A few days ahead of the film’s world premiere at the Locarno Festival in August, Rúnarsson explains what led him to abandon the style and form of his earlier work and, as he puts it, enter new turf. “I was getting bored with my own writing after Sparrows (2015). So eventually I revisited an old idea to work with ‘fragments of life’ that didn’t necessarily even have a story to them. It was about emotions put in context with other emotions. When I started writing that, I really felt alive as an author.“
The new approach is grounded in Runársson’s dissatisfaction with the way cinema is currently treated, from the financing stage to the audience reception. Dwelling on his own experiences, he says: “There is a demand on authors in modern cinema to have one single message. People often ask me in Q&A’s what my message is, like they expect a kind of biblical story. But that’s too simple. I try to work with different layers of emotion and reflection.
What we see as art-house cinema has mostly devolved into ‘straight’ storytelling. The audio-visual narrative is downgraded, the emphasis is on the story. I understand why that’s happened. When you meet a funding committee or producers to discuss a project, this is the language everyone understands. When things become more abstract, there’s a lack of common language to talk about them. As a film commissioner, you’re supposed to write notes justifying your decision to participate in a project or not. You can’t just say you have a good feeling about a project, but that should be enough for authors who have proven themselves.
It’s been this way since I was 16 and shot my first short film. But what I love about cinema is that all art forms come together in it. It’s painting, photography, music, sound installation, literature. Literature isn’t only straight stories. I think the most interesting things in cinema at this moment are happening in the documentary form, not fictional films. There’s more experimentation and the form is more open to developing film language.“
In this light, it makes sense that the original plan was to shoot a straight-up documentary made up of unrelated scenes. But the project eventually developed into something more fluid: “In the end, it became shades of grey. What are you seeing? Is it a documentary or fiction?” As it turns out, the lines even blurred on the level of the acting. “There are quite a few trained actors in the film, but most of them are not professional actors today. Whenever you hear a name, it’s the actual name of the person in front of the camera. Some of the trained actors actually play themselves. For example, the greenhouse farmer is actually a farmer.”

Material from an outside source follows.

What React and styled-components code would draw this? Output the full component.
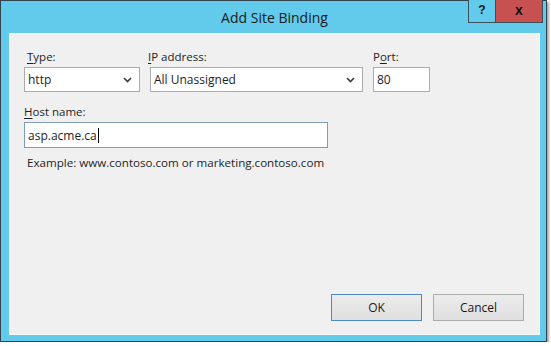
import React from 'react'
import styled, { createGlobalStyle } from 'styled-components'

const GlobalStyle = createGlobalStyle`
  html, body {
    margin: 0;
    padding: 0;
    background: #ffffff;
  }
  body {
    font-family: "Open Sans", "Noto Sans", "Liberation Sans", sans-serif;
    color: #1e1e1e;
  }
`

function Chevron() {
    return (
        <svg width="9" height="6" viewBox="0 0 9 6">
            <path d="M1 1 L4.5 4.5 L8 1" fill="none" stroke="#3a3a3a" strokeWidth="1.6" />
        </svg>
    )
}

function App() {
    return (
        <>
            <GlobalStyle />
            <Window>
                <TitleBar>
                    <span />
                    <Title>Add Site Binding</Title>
                    <Caption>
                        <CaptionButton>?</CaptionButton>
                        <CaptionButton close>x</CaptionButton>
                    </Caption>
                </TitleBar>
                <Client>
                    <Row>
                        <Field width="116px" shift="3px">
                            <Label><u>T</u>ype:</Label>
                            <Select>
                                <span>http</span>
                                <Chevron />
                            </Select>
                        </Field>
                        <Field width="213px" shift="-2px">
                            <Label><u>I</u>P address:</Label>
                            <Select>
                                <span>All Unassigned</span>
                                <Chevron />
                            </Select>
                        </Field>
                        <Field width="57px">
                            <Label>P<u>o</u>rt:</Label>
                            <TextBox>80</TextBox>
                        </Field>
                    </Row>
                    <Field width="304px" top="12px">
                        <Label shift="3px"><u>H</u>ost name:</Label>
                        <TextBox focused tall>
                            asp.acme.ca<Caret />
                        </TextBox>
                    </Field>
                    <Hint>Example: www.contoso.com or marketing.contoso.com</Hint>
                    <Buttons>
                        <Button primary>OK</Button>
                        <Button>Cancel</Button>
                    </Buttons>
                </Client>
            </Window>
        </>
    )
}

export default App

const Window = styled.div`
    width: 547px;
    box-sizing: border-box;
    border: 1px solid #34444e;
    background: #62cbeb;
    padding: 0 6px 6px 8px;
    display: flex;
    flex-direction: column;
    box-shadow: 2px 2px 2px rgba(0, 0, 0, 0.35);
`

const TitleBar = styled.div`
    height: 32px;
    display: grid;
    grid-template-columns: 1fr auto 1fr;
    align-items: start;
`

const Title = styled.div`
    font-size: 14px;
    line-height: 33px;
    color: #1a1a1a;
`

const Caption = styled.div`
    justify-self: end;
    display: flex;
    margin-top: -1px;
    margin-right: -3px;
`

const CaptionButton = styled.div`
    width: ${p => (p.close ? '47px' : '28px')};
    height: 23px;
    box-sizing: border-box;
    border: 1px solid #3b4f5a;
    border-top: none;
    border-left-width: ${p => (p.close ? '0' : '1px')};
    background: ${p => (p.close ? '#c75050' : '#62cbeb')};
    display: flex;
    align-items: center;
    justify-content: center;
    font-family: "Liberation Sans", "DejaVu Sans", sans-serif;
    font-weight: bold;
    font-size: ${p => (p.close ? '14px' : '12px')};
    color: #111;
    padding-bottom: 2px;
`

const Client = styled.div`
    height: 302px;
    box-sizing: border-box;
    background: #f0f0f0;
    border: 1px solid #f9f9f9;
    padding: 15px 15px 13px 14px;
    display: flex;
    flex-direction: column;
`

const Row = styled.div`
    display: flex;
    gap: 10px;
`

const Field = styled.div`
    width: ${p => p.width};
    margin-top: ${p => p.top || '0'};
    display: flex;
    flex-direction: column;
    gap: 2px;

    & > span:first-child {
        margin-left: ${p => p.shift || '0'};
    }
`

const Label = styled.span`
    font-size: 11.5px;
    line-height: 16px;
    margin-left: ${p => p.shift || '0'};

    u {
        text-decoration-thickness: 1px;
        text-underline-offset: 2px;
    }
`

const Select = styled.div`
    height: 25px;
    box-sizing: border-box;
    border: 1px solid #acacac;
    background: #ffffff;
    display: flex;
    align-items: center;
    justify-content: space-between;
    padding: 0 7px 0 3px;
    font-size: 12px;
`

const TextBox = styled.div`
    height: ${p => (p.tall ? '26px' : '25px')};
    box-sizing: border-box;
    border: 1px solid ${p => (p.focused ? '#7f9db9' : '#abadb3')};
    background: #ffffff;
    display: flex;
    align-items: center;
    padding: 0 3px;
    font-size: 12px;
`

const Caret = styled.span`
    display: inline-block;
    width: 1px;
    height: 15px;
    background: #000;
    margin-left: 1px;
`

const Hint = styled.div`
    font-size: 11.6px;
    line-height: 16px;
    margin: 7px 0 0 3px;
`

const Buttons = styled.div`
    margin-top: auto;
    display: flex;
    justify-content: flex-end;
    gap: 11px;
`

const Button = styled.div`
    width: 91px;
    height: 27px;
    box-sizing: border-box;
    border: 1px solid ${p => (p.primary ? '#4f8ac5' : '#acacac')};
    background: linear-gradient(#ececec, #dfdfdf);
    display: flex;
    align-items: center;
    justify-content: center;
    font-size: 12px;
    color: #1a1a1a;
`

Rúnarsson has used first-time actors in previous films, and describes his philosophy on acting which informed these choices: “I’m a firm believer in that all of us can act or exist in situations. We all have a spectrum of emotions that we can project from. The better an actor you are, the bigger that spectrum is. If you can’t be yourself, then you have tools to portray something that doesn’t come naturally to you. It’s about finding a person’s spectrum and not insisting that they portray something outside of that.“
Echo‘s seasonal setting was not part of the original plan, but he found it helped him shape the film. “The Christmastime setting became a sort of amplifier. In the holiday season, lines become sharper; there are more social demands on our behaviour. Whether they like the season or not, people more aware of their surroundings. I stumbled upon this idea and thought it would benefit every scene.“
The title refers to what the writer-director wanted to show: “echoes of postmodern society“. But there are ample references to current political, social, and economic issues specific to Iceland. Asked about the degree to which Echo is about his home country, he says: “We’re on the edge of the Western world, and we barely manage to be a part of Western society. There are some nuances that come with giving a film a national identity but it still represents Western society and human emotions. I think most situations in the film could happen in any other Western country. Locating it in Iceland gives it a sense of identity and some flair.” Like his other films, Echo has several scenes that feature churchgoing people and clergy in a respectful way, despite the fact that Iceland and the rest of Scandinavia famously have low religiosity and church attendance. But Rúnarsson stresses the importance of religious beliefs in shaping Western society at large, believing Christian values “are a big part of our daily life, whether we realise it or not“.
There is ample proof in recent world cinema that a formalist strategy for a take on modern can easily lead to partial or complete pretentiousness. The pitfall didn’t worry Rúnarsson. “My main working rule is to always try to be sincere. Maybe it sounds narcissistic, but the people in front of the camera represent me, one way or another. Sometimes what you see is based on my own experiences or those of the people I love. In general, there is more than one angle to a situation. Something beautiful can have sadness to it as well. Often in films, the lines are drawn so sharply. If we try to be truthful to ourselves and the situations we portray, we’re minimising pretentiousness.“
As for Kjartan Sveinsson’s music, it turns out the choice for the opera, which exists independently of the film, was borne of both preference and economical consideration. “Sometimes I use his music, often unreleased work, as temp music while he’s working on a new composition. But I never use music unless I know I can use it in the end. This time, it was a perfect fit. And it’s a big score; I could never have afforded to record a full orchestra for a film budgeted at 1 million Euros. There was no reason to replace something that’s perfect.“
Echo is currently touring the international festival circuit and will premiere in Iceland on 29 November.